Issue Evaluation is Section A of Paper 3 (37 marks). You are given a pre-release resource booklet 12 weeks before the exam to study. The June 2026 booklet focuses on water supply and demand in the UK, water futures, and the proposed Lincolnshire reservoir. You must analyse all the information, consider different viewpoints, and be able to argue a case for or against the proposed development. The booklet contains three main figures: Figure 1 -- Water supply and demand in the UK (pages 5-19), Figure 2 -- Water futures (pages 20-25), and Figure 3 -- The proposed Lincolnshire reservoir (pages 26-37).

1) Part A of Paper 3 is an issue evaluation. You have to answer questions based on a geographical issue. 2) You will be given a resource booklet 12 weeks before the exam to let you get your head round the topic. It will contain loads of material about a geographical issue. 3) The issue could be based in the UK or elsewhere and vary in scale from local to international.
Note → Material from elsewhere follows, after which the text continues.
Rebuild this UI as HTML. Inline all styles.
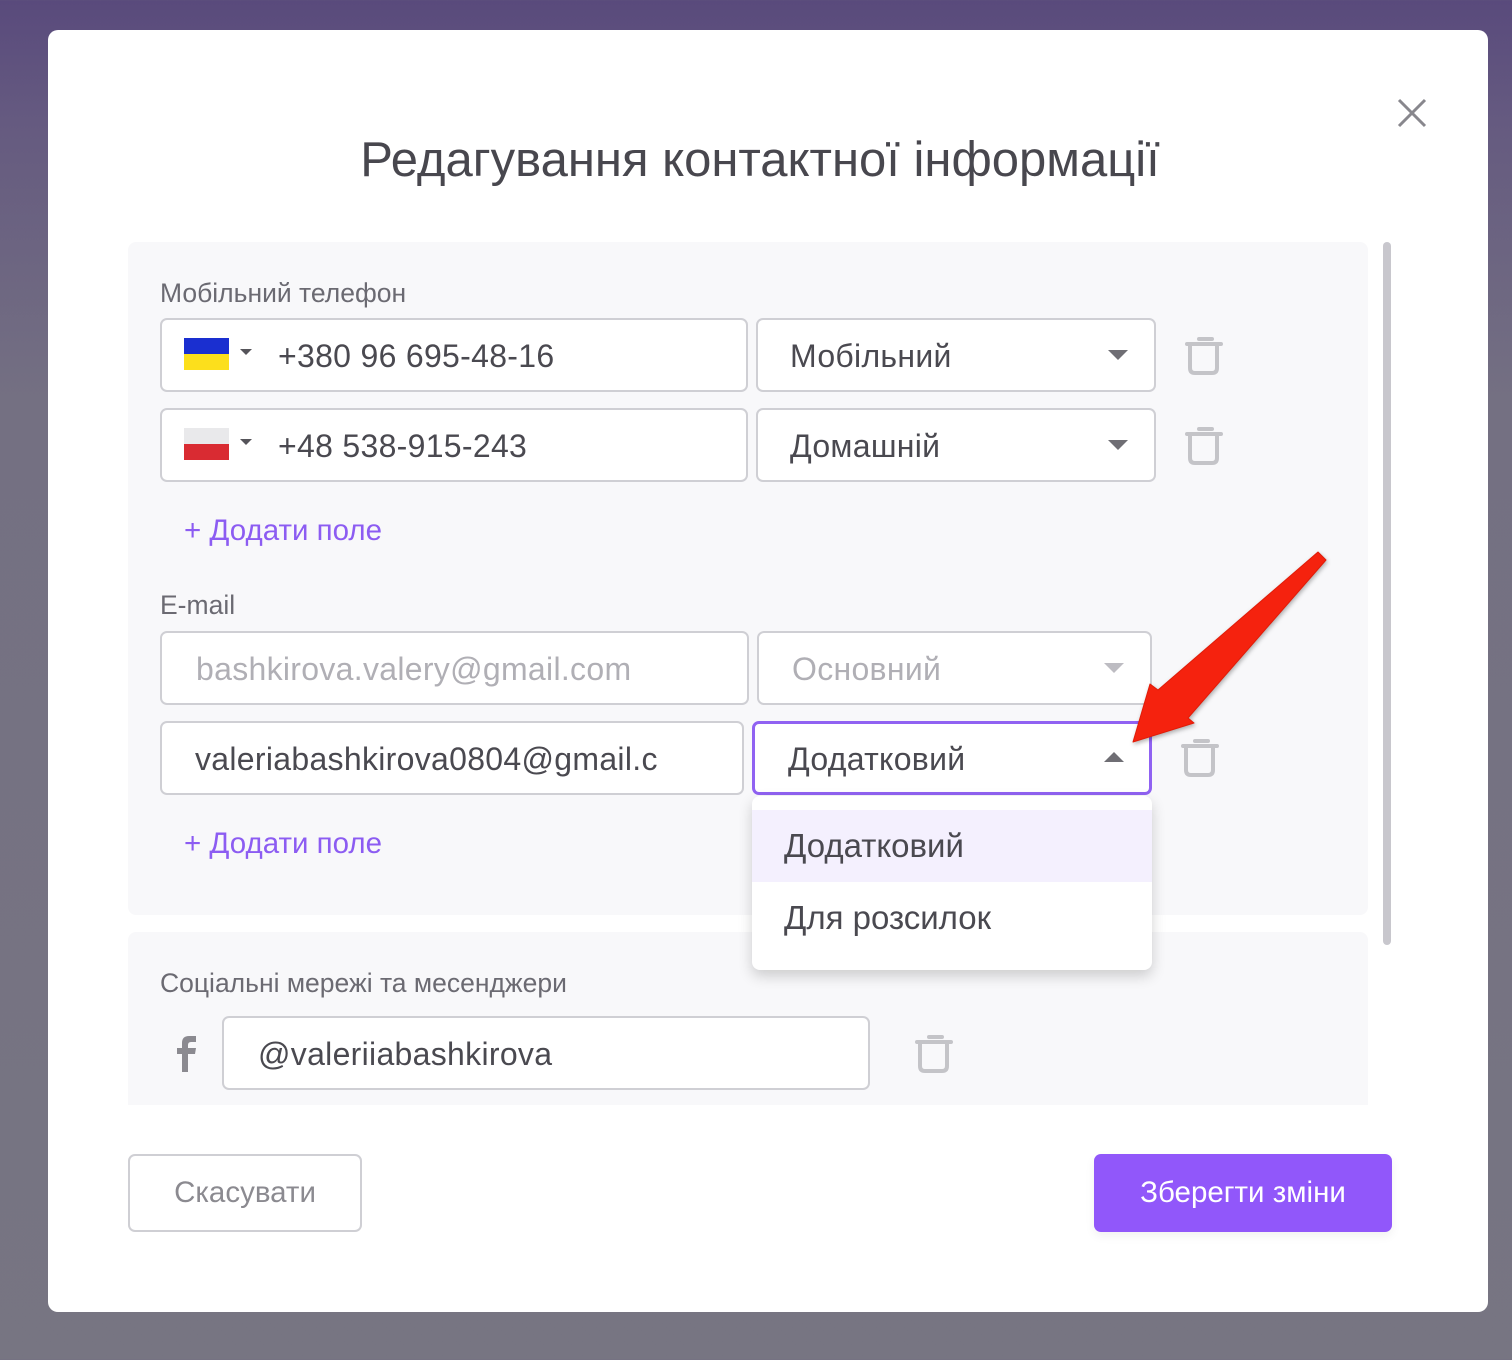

It might be about physical or human geography topics, or a mix of the two. It could cover any of the compulsory content you have studied during the course. It might extend into new contexts that you have not studied before. 4) You need to study all the information carefully, work out what it all means and how it fits together. 5) In the exam, you will have to answer questions about the issue, using the resources you have been given, as well as your existing knowledge of Geography. 6) You will also have to write a longer answer where you will have to make a decision about something related to the issue you have been presented with, and justify that decision.

Case Studies

Exam Tips

  • In the exam you will get a clean copy of the resource booklet -- you cannot take your annotated copy in. Learn the key statistics and stakeholder viewpoints thoroughly.
  • For the extended writing question, you need to make a decision (e.g. for or against the reservoir) and justify it using evidence from the booklet AND your own geographical knowledge.
  • Give a BALANCED argument even if you have a clear opinion. Discuss economic, social, and environmental impacts for BOTH sides before reaching your conclusion.
  • Use specific data from the booklet to support your points -- e.g. '55 million cubic metres', '500,000 homes', '2.6 billion pounds investment', 'over 50 families displaced'.
  • Consider alternative solutions and explain why the reservoir might still be necessary (or why alternatives could work better). Alternatives include: reducing leakage (3 billion litres/day lost), water conservation, grey water systems, desalination, smaller reservoirs.
  • Think about conflicts between stakeholders: Anglian Water vs local residents, farmers vs water company, local economic needs vs regional water security.
  • Link to your wider geographical knowledge about water management, sustainability, resource management (from Paper 2 Section C), and climate change impacts.
  • The household water use table is useful for suggesting where savings could be made -- toilets (30%) and personal washing (25%) are the biggest uses.
  • Remember the water balance diagram -- explain WHY there is a seasonal mismatch between supply and demand (surplus in winter, deficit in summer when demand is highest).
  • Paper 3 Section A is worth 37 marks. Questions include multiple-choice, short answer, levels of response, and extended prose. 6 marks are available for SPaG.